A scoreboard showing first-half scores from an NBA game alongside a laptop displaying first-half betting markets on a UK sportsbook

Why I bet more first halves than fourth quarters

For three seasons I tried to find an edge in fourth-quarter NBA markets. I got crushed. The volatility was too high, the lines too sharp, the information environment too dependent on context I could not predict. I migrated those bets to the first-half market, and the results improved immediately. Same handicapping inputs, different segment, dramatically better outcomes. The reason is structural and worth understanding.

First-half betting in NBA markets – covering the first two quarters – is one of the more analytically tractable segments. The starters are on the floor for most of the 24 minutes. Rotation patterns are predictable. Fatigue is not yet a factor. The information you have about each team’s offensive and defensive identity translates cleanly into projections, because the units producing those projections are actually playing.

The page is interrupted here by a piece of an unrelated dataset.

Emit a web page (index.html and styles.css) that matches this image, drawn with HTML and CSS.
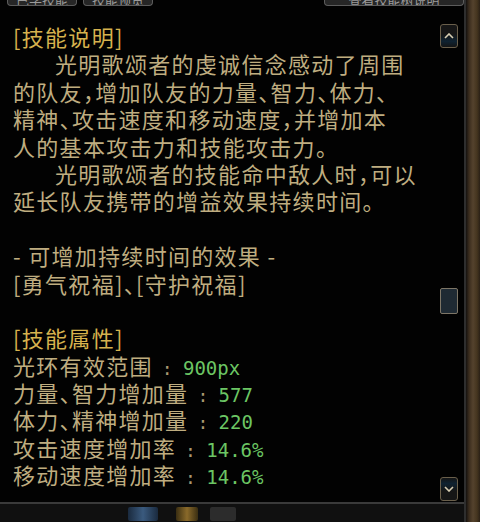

The split that defines the market

Roughly 48 to 52 percent of full-game scoring happens in the first half, with the second half slightly higher due to free throw rate increases late in close games and comeback attempts inflating scoring in non-blowouts. The market prices first-half totals around that split: a 230 full-game total typically produces a first-half line of 117 to 119.

What this means: if your full-game projection is calibrated, your first-half projection is roughly the full-game number times 0.50 to 0.52, with adjustments for situational factors. The adjustments are where the analytical work happens, because the market sometimes mechanically applies the 0.51 ratio and misses situations where the actual first-half share will deviate.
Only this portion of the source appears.